Cactuses have done away with leaves altogether, thus reducing their surface area and cutting down on moisture loss. Although they look dry and forbidding, inside that harsh exterior their flesh is moist and succulent. The food-making function has been taken over by the thick, green, wax-covered stems. And since the stems are also used to store water, they have ballooned into a weird and wonderful assortment of shapes and sizes. You’ll find the mound-building strawberry cactus with its mass of finger-like heads, the Texas rainbow cactus with its small group of cylindrical heads topped by bright yellow flowers, the tuber-like living rock, the dog and cane cholla, and the great sprawling pricklypear that lifts its beavertails from desert flat to mountaintop.
Cactuses come heavily armed with spines so cleverly shaped that they are called “fish-hook,” “eagle’s claw,” and “horse crippler.” These spines serve a double purpose: By building a lattice work around the stem of a cactus they shade it from the sun, and in many cases they make the cactus too prickly for animals to eat. Some animals have learned to use cactus spines for their own protection. The big, ratchet-voiced cactus wren likes to build its nest in the densely spined cholla, and the packrat often piles pricklypear pads in its nest area.

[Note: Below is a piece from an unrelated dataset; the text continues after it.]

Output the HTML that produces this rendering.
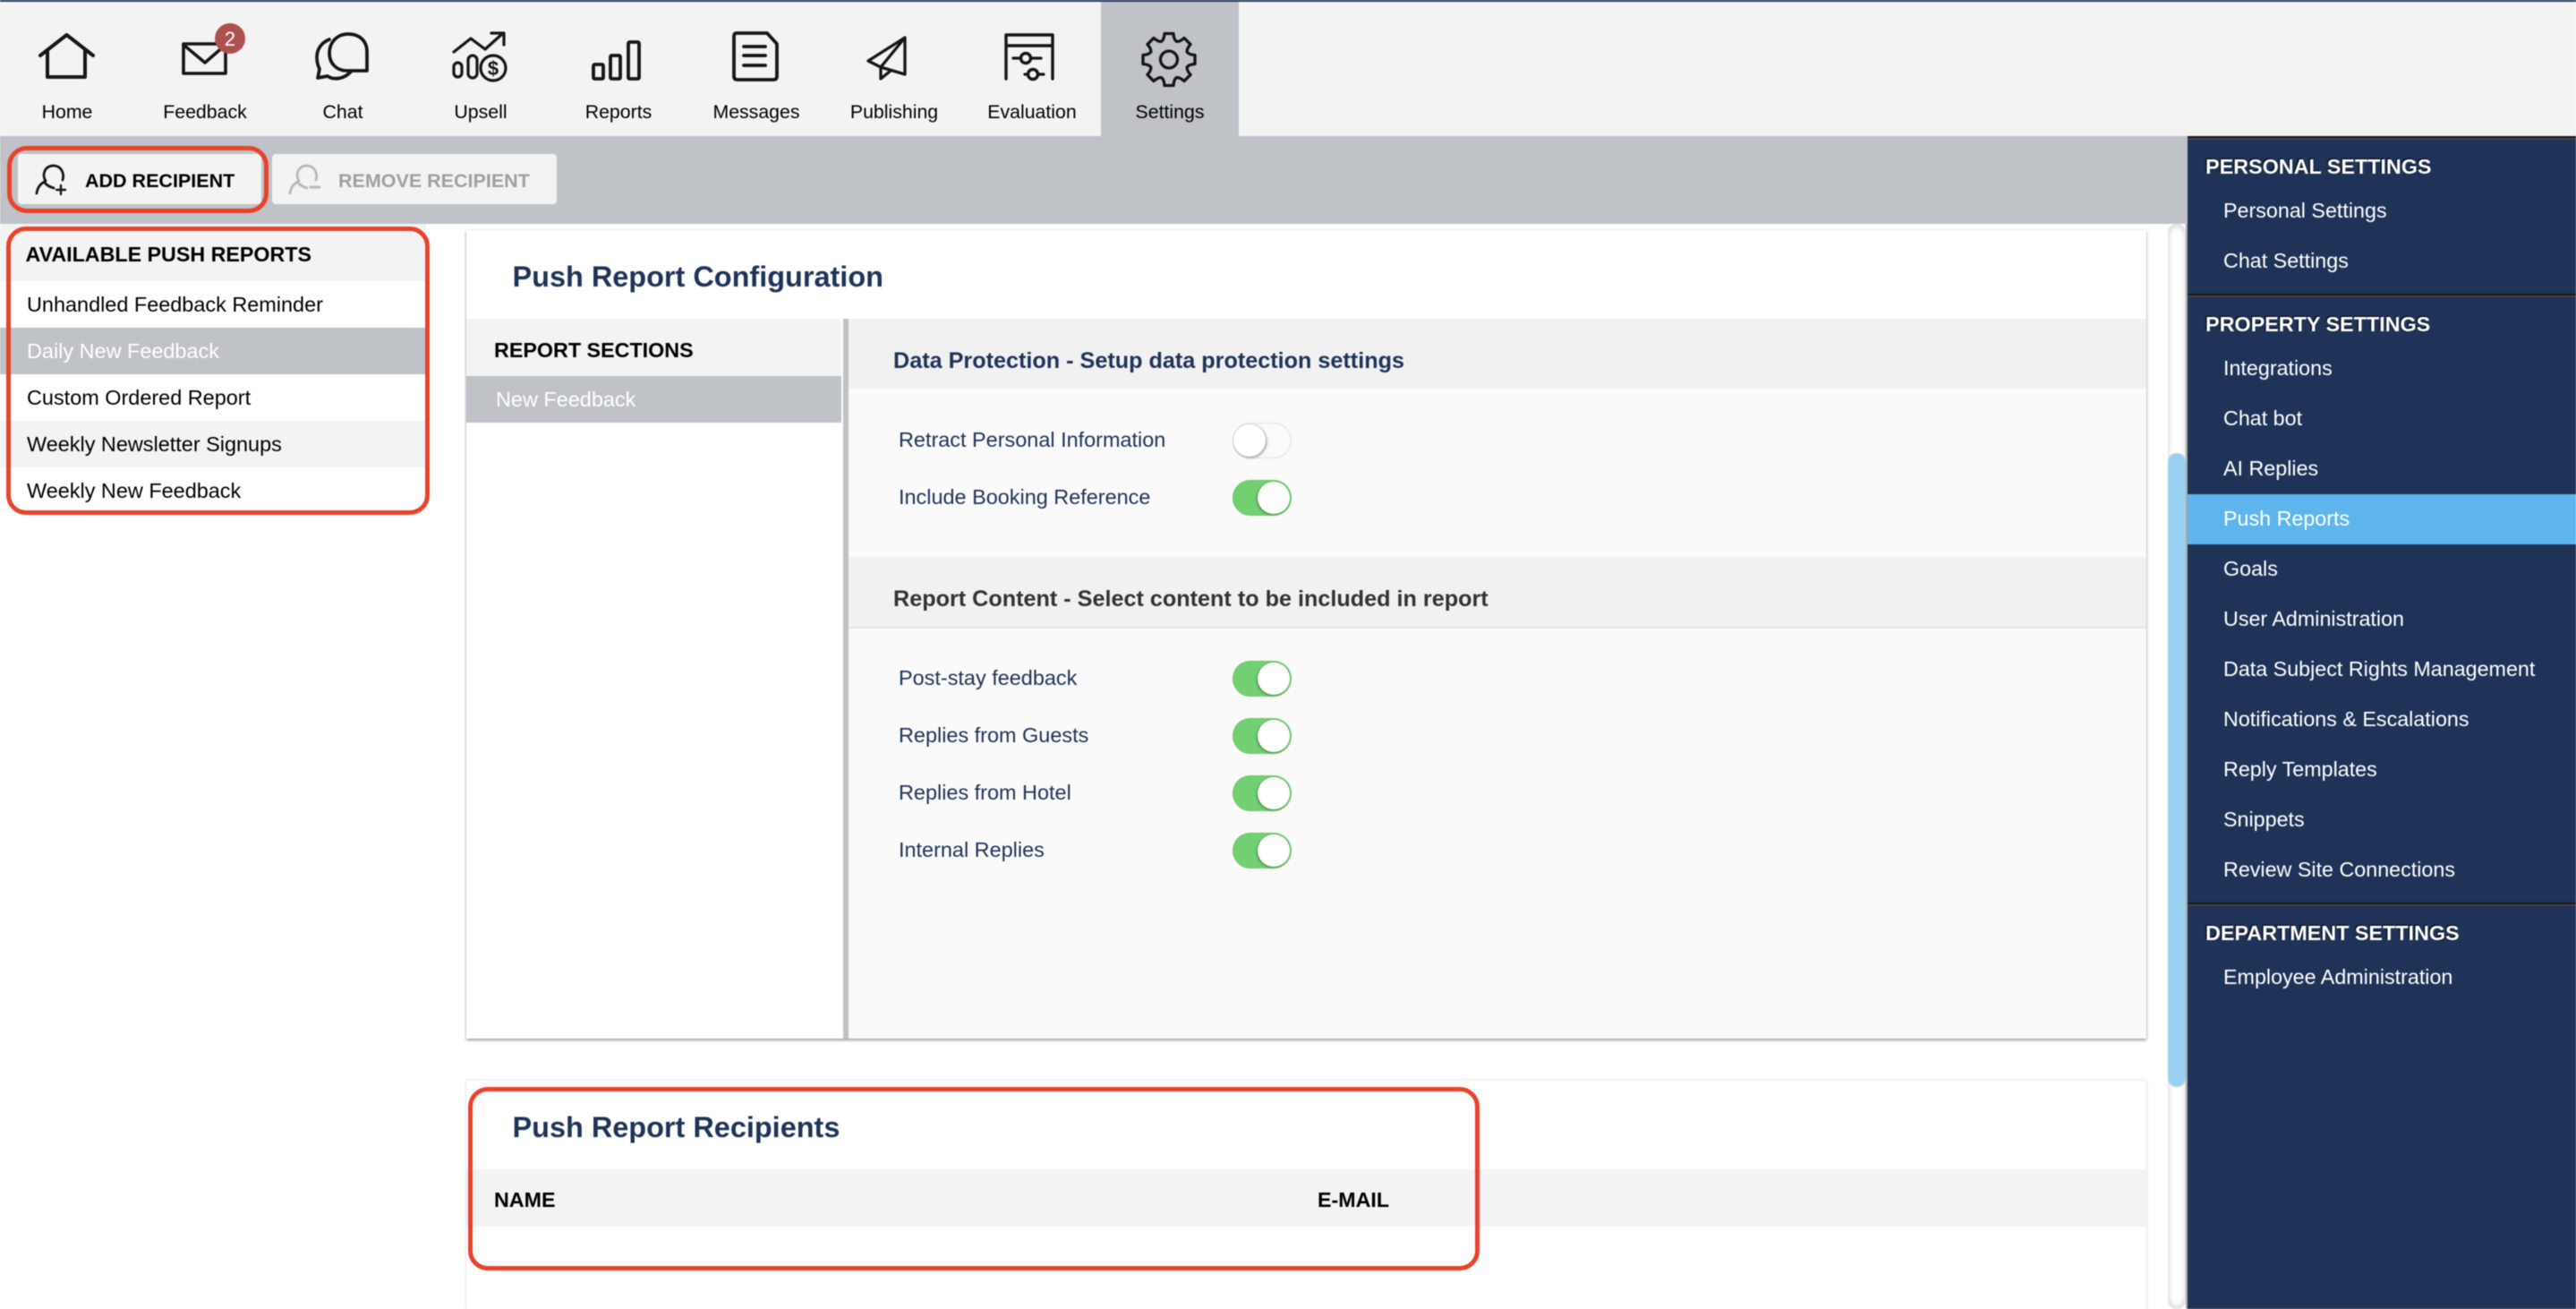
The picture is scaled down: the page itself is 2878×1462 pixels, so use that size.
<!DOCTYPE html>
<html lang="en">
<head>
<meta charset="utf-8">
<title>Push Reports</title>
<style>
html,body{margin:0;padding:0;background:#fff;width:2878px;height:1462px;overflow:hidden}
#w{position:relative;width:2878px;height:1462px;overflow:hidden;font-family:"Liberation Sans",Arial,sans-serif;filter:blur(.45px);background:#fff}
.a{position:absolute}
.t{position:absolute;white-space:nowrap;line-height:40px;height:40px;font-size:23.45px;color:#000}
.b{font-weight:bold}
.n{position:absolute;top:105px;width:154px;text-align:center;line-height:40px;font-size:21.3px;color:#000}
.navy{color:#1f3358}
.s{position:absolute;white-space:nowrap;line-height:40px;height:40px;font-size:23.3px;color:#fff;left:2484px}
.h{position:absolute;white-space:nowrap;line-height:40px;height:40px;font-size:23.35px;font-weight:bold;color:#fff;left:2464px;text-shadow:-1px -1px 1px #000}
.sep{position:absolute;left:2444px;width:434px;height:4px;background:linear-gradient(#161616 0 50%,#444 50% 100%)}
.tg{position:absolute;left:1377px;width:66px;height:40px;border-radius:20px;background:#72cf72;box-shadow:inset 0 0 1px #5aa85a}
.tg i{position:absolute;left:28px;top:2px;width:36px;height:36px;border-radius:50%;background:#fff;box-shadow:-1px 1px 2px rgba(0,60,0,.45)}
.tg.off{background:#fbfbfb;box-shadow:inset 0 0 2px #bbb}
.tg.off i{left:1px;top:2px;box-shadow:1px 1px 3px rgba(0,0,0,.45)}
.red{position:absolute;box-sizing:border-box;border:5px solid #e8432a}
svg{position:absolute;left:0;top:0}
</style>
</head>
<body>
<div id="w">
  <!-- top nav -->
  <div class="a" style="left:0;top:0;width:2878px;height:2px;background:#1f3358"></div>
  <div class="a" style="left:0;top:2px;width:2878px;height:150px;background:#f3f3f3"></div>
  <div class="a" style="left:1230px;top:2px;width:154px;height:150px;background:#bfc2c7"></div>
  <div class="n" style="left:-2px">Home</div>
  <div class="n" style="left:152px">Feedback</div>
  <div class="n" style="left:306px">Chat</div>
  <div class="n" style="left:460px">Upsell</div>
  <div class="n" style="left:614px">Reports</div>
  <div class="n" style="left:768px">Messages</div>
  <div class="n" style="left:922px">Publishing</div>
  <div class="n" style="left:1076px">Evaluation</div>
  <div class="n" style="left:1230px">Settings</div>

  <!-- toolbar -->
  <div class="a" style="left:0;top:152px;width:2444px;height:98px;background:#bfc2c7"></div>
  <div class="a" style="left:20px;top:172px;width:272px;height:56px;background:#f3f3f3;border-radius:4px"></div>
  <div class="a" style="left:304px;top:172px;width:318px;height:56px;background:#f3f3f3;border-radius:4px"></div>
  <div class="t b" style="left:95px;top:182px;font-size:21.5px">ADD RECIPIENT</div>
  <div class="t b" style="left:378px;top:182px;font-size:21.5px;color:#a0a0a0">REMOVE RECIPIENT</div>

  <!-- left list -->
  <div class="a" style="left:0;top:250px;width:476px;height:64px;background:#f3f3f3"></div>
  <div class="a" style="left:0;top:366px;width:476px;height:52px;background:#bfc2c7"></div>
  <div class="a" style="left:0;top:470px;width:476px;height:52px;background:#f3f3f3"></div>
  <div class="t b" style="left:28.5px;top:264px;font-size:23.25px">AVAILABLE PUSH REPORTS</div>
  <div class="t" style="left:30px;top:320px">Unhandled Feedback Reminder</div>
  <div class="t" style="left:30px;top:372px;color:#fff">Daily New Feedback</div>
  <div class="t" style="left:30px;top:424px">Custom Ordered Report</div>
  <div class="t" style="left:30px;top:476px">Weekly Newsletter Signups</div>
  <div class="t" style="left:30px;top:528px">Weekly New Feedback</div>

  <!-- card 1 -->
  <div class="a" style="left:521px;top:257px;width:1877px;height:903px;background:#fff;box-shadow:0 2px 3px rgba(0,0,0,.35),0 0 3px rgba(0,0,0,.12)"></div>
  <div class="t b navy" style="left:572.5px;top:289px;font-size:32.45px">Push Report Configuration</div>
  <div class="a" style="left:521px;top:356px;width:419px;height:64px;background:#f3f3f3"></div>
  <div class="a" style="left:521px;top:420px;width:419px;height:52px;background:#bfc2c7"></div>
  <div class="t b" style="left:552px;top:371px;font-size:23.3px">REPORT SECTIONS</div>
  <div class="t" style="left:554px;top:426px;color:#fff">New Feedback</div>
  <div class="a" style="left:942px;top:356px;width:6px;height:804px;background:#bfc2c7"></div>
  <div class="a" style="left:948px;top:356px;width:1450px;height:804px;background:#fafafa"></div>
  <div class="a" style="left:948px;top:356px;width:1450px;height:78px;background:#f1f1f1"></div>
  <div class="t b navy" style="left:998px;top:383px;font-size:25.2px">Data Protection - Setup data protection settings</div>
  <div class="t navy" style="left:1004px;top:471px">Retract Personal Information</div>
  <div class="t navy" style="left:1004px;top:535px">Include Booking Reference</div>
  <div class="tg off" style="top:472px"><i></i></div>
  <div class="tg" style="top:536px"><i></i></div>
  <div class="a" style="left:948px;top:622px;width:1450px;height:78px;background:#f1f1f1;border-bottom:2px solid #e4e4e4"></div>
  <div class="t b" style="left:998px;top:649px;font-size:25.2px;color:#333">Report Content - Select content to be included in report</div>
  <div class="t navy" style="left:1004px;top:737px">Post-stay feedback</div>
  <div class="t navy" style="left:1004px;top:801px">Replies from Guests</div>
  <div class="t navy" style="left:1004px;top:865px">Replies from Hotel</div>
  <div class="t navy" style="left:1004px;top:929px">Internal Replies</div>
  <div class="tg" style="top:738px"><i></i></div>
  <div class="tg" style="top:802px"><i></i></div>
  <div class="tg" style="top:866px"><i></i></div>
  <div class="tg" style="top:930px"><i></i></div>

  <!-- card 2 -->
  <div class="a" style="left:521px;top:1207px;width:1877px;height:300px;background:#fff;box-shadow:0 0 3px rgba(0,0,0,.2)"></div>
  <div class="t b navy" style="left:572.5px;top:1239px;font-size:32.45px">Push Report Recipients</div>
  <div class="a" style="left:521px;top:1306px;width:1877px;height:64px;background:#f3f3f3"></div>
  <div class="t b" style="left:552px;top:1320px;font-size:23.25px">NAME</div>
  <div class="t b" style="left:1472px;top:1320px;font-size:23.25px">E-MAIL</div>

  <!-- scrollbar -->
  <div class="a" style="left:2422px;top:250px;width:20px;height:1212px;border-radius:10px;background:#fdfdfd;box-shadow:inset 3px 0 4px rgba(0,0,0,.06),inset -3px 0 4px rgba(0,0,0,.06),inset 0 5px 5px rgba(0,0,0,.06),inset 0 -5px 5px rgba(0,0,0,.06)"></div>
  <div class="a" style="left:2422px;top:506px;width:20px;height:708px;border-radius:10px;background:#9ad0f0"></div>

  <!-- right panel -->
  <div class="a" style="left:2442px;top:250px;width:2px;height:1212px;background:#aaa"></div>
  <div class="a" style="left:2444px;top:152px;width:434px;height:1310px;background:#1f3358"></div>
  <div class="sep" style="top:152px"></div>
  <div class="h" style="top:166px">PERSONAL SETTINGS</div>
  <div class="s" style="top:215px">Personal Settings</div>
  <div class="s" style="top:271px">Chat Settings</div>
  <div class="sep" style="top:328px"></div>
  <div class="h" style="top:342px">PROPERTY SETTINGS</div>
  <div class="s" style="top:391px">Integrations</div>
  <div class="s" style="top:447px">Chat bot</div>
  <div class="s" style="top:503px">AI Replies</div>
  <div class="a" style="left:2444px;top:552px;width:434px;height:56px;background:#5db5ec"></div>
  <div class="s" style="top:559px">Push Reports</div>
  <div class="s" style="top:615px">Goals</div>
  <div class="s" style="top:671px">User Administration</div>
  <div class="s" style="top:727px">Data Subject Rights Management</div>
  <div class="s" style="top:783px">Notifications &amp; Escalations</div>
  <div class="s" style="top:839px">Reply Templates</div>
  <div class="s" style="top:895px">Snippets</div>
  <div class="s" style="top:951px">Review Site Connections</div>
  <div class="sep" style="top:1008px"></div>
  <div class="h" style="top:1022px">DEPARTMENT SETTINGS</div>
  <div class="s" style="top:1071px">Employee Administration</div>

  <!-- icons -->
  <svg width="2878" height="260" viewBox="0 0 2878 260" fill="none" stroke="#161616" stroke-width="3.5" stroke-linecap="round" stroke-linejoin="round">
    <!-- home -->
    <path d="M45 62 L74.5 39 L104 62 M53 57 V86 H95 V57" stroke-width="4"/>
    <!-- envelope -->
    <rect x="205" y="49" width="47" height="33" stroke-width="3.6"/>
    <path d="M205 50 L229 70 L252 50"/>
    <circle cx="257" cy="43" r="17" fill="#ad5050" stroke="none"/>
    <text x="257" y="51" text-anchor="middle" font-size="22" font-family="Liberation Sans" fill="#fff" stroke="none">2</text>
    <!-- chat -->
    <path d="M410 78 V58 C410 45 401 38 389 38 C376 38 368 48 368 59 C368 71 376 79 388 79 H410" stroke-width="3.7"/>
    <path d="M368 44 C358 48 354 56 354 64 C354 69 355 73 357 77 L355 87 L366 85 C373 90 385 88 392 80" stroke-width="3.7"/>
    <!-- upsell -->
    <path d="M507 58 L526 43 L542 55 L562 37 M549 37 H563 V50" stroke-width="3.2"/>
    <rect x="507" y="70" width="9" height="16" rx="4.5" stroke-width="3.2"/>
    <rect x="523" y="62" width="10" height="25" rx="5" stroke-width="3.2"/>
    <circle cx="551" cy="76" r="14" stroke-width="3.2"/>
    <text x="551" y="84" text-anchor="middle" font-size="22" font-weight="bold" font-family="Liberation Sans" fill="#161616" stroke="none">$</text>
    <!-- reports -->
    <rect x="663" y="72" width="11" height="16" rx="1.5" stroke-width="3.8"/>
    <rect x="682" y="62" width="11" height="26" rx="1.5" stroke-width="3.8"/>
    <rect x="702" y="47" width="12" height="41" rx="1.5" stroke-width="3.8"/>
    <!-- messages -->
    <path d="M823 37 H857 L868 49 V85 Q868 89 864 89 H824 Q820 89 820 85 V41 Q820 37 823 37 Z" stroke-width="3.8"/>
    <path d="M831 52 H855 M831 62 H855 M831 73 H855" stroke-width="3.8"/>
    <!-- publishing -->
    <path d="M970 68 L1011 42 V83 L984 75 Z M1011 42 L984 75 V88 L995 79" stroke-width="3.3"/>
    <!-- evaluation -->
    <path d="M1124 88 V39 H1176 V88 M1124 51 H1176" stroke-width="3.4"/>
    <path d="M1132 65 H1163 M1145 83 H1166" stroke-width="3.2"/>
    <circle cx="1146" cy="65" r="5.5" fill="#f3f3f3" stroke-width="3.4"/>
    <circle cx="1154" cy="83" r="5.5" fill="#f3f3f3" stroke-width="3.4"/>
    <!-- gear -->
    <g transform="translate(1306 66.5)" stroke-width="3.3">
      <path d="M-8.4 -20.3 Q-5.5 -22 -5 -29 H5 Q5.5 -22 8.4 -20.3"/>
      <path transform="rotate(45)" d="M-8.4 -20.3 Q-5.5 -22 -5 -29 H5 Q5.5 -22 8.4 -20.3"/>
      <path transform="rotate(90)" d="M-8.4 -20.3 Q-5.5 -22 -5 -29 H5 Q5.5 -22 8.4 -20.3"/>
      <path transform="rotate(135)" d="M-8.4 -20.3 Q-5.5 -22 -5 -29 H5 Q5.5 -22 8.4 -20.3"/>
      <path transform="rotate(180)" d="M-8.4 -20.3 Q-5.5 -22 -5 -29 H5 Q5.5 -22 8.4 -20.3"/>
      <path transform="rotate(225)" d="M-8.4 -20.3 Q-5.5 -22 -5 -29 H5 Q5.5 -22 8.4 -20.3"/>
      <path transform="rotate(270)" d="M-8.4 -20.3 Q-5.5 -22 -5 -29 H5 Q5.5 -22 8.4 -20.3"/>
      <path transform="rotate(315)" d="M-8.4 -20.3 Q-5.5 -22 -5 -29 H5 Q5.5 -22 8.4 -20.3"/>
      <circle r="9.5"/>
    </g>
    <!-- add user -->
    <path d="M41 216 C42 208 46 205 51 202 C47 196 49 186 59 185 C69 185 72 194 70 201 M50 204 C53 208 57 209 60 210" stroke-width="2.8"/>
    <path d="M63 212 H73 M68 207 V217" stroke-width="2.4"/>
    <!-- remove user -->
    <g transform="translate(283 0)" stroke="#b9b9b9">
      <path d="M41 216 C42 208 46 205 51 202 C47 196 49 186 59 185 C69 185 72 194 70 201 M50 204 C53 208 57 209 60 210" stroke-width="2.8"/>
      <path d="M64 209 H74" stroke-width="3"/>
    </g>
  </svg>

  <!-- red annotations -->
  <div class="red" style="left:8px;top:163px;width:292px;height:75px;border-radius:22px"></div>
  <div class="red" style="left:7px;top:253px;width:473px;height:322px;border-radius:22px"></div>
  <div class="red" style="left:523px;top:1214px;width:1130px;height:205px;border-radius:22px"></div>
</div>
</body>
</html>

Pricklypear is the commonest cactus in the park and also the easiest to identify. Purple-tinged pricklypear is just what its name suggests, and so is the brown-spine pricklypear. Blind pricklypear looks as if it has no thorns, but if you touch one of the velvety buttons on a pad, you will pick up a fingerful of almost invisible, but highly irritating little spines. Engelmann pricklypear is the most abundant species. And to human taste its fruits are delicious, although the tiny glochids, barbed spines, can hurt the mouth. Many desert creatures eat pricklypear: Flies, bees, and butterflies come to feast at the showy blossoms; birds, coyotes, peccaries, and deer eat the reddish fruits; small rodents reach between the spines to nibble on the juicy pads. In times of drought ranchers burn off the spines and feed the pads to cattle. And people lost in the desert can do as the Indians did—peel, cut, or roast the skin off the pads and the flesh yields both food and moisture. Some pricklypears are too bitter to eat, however.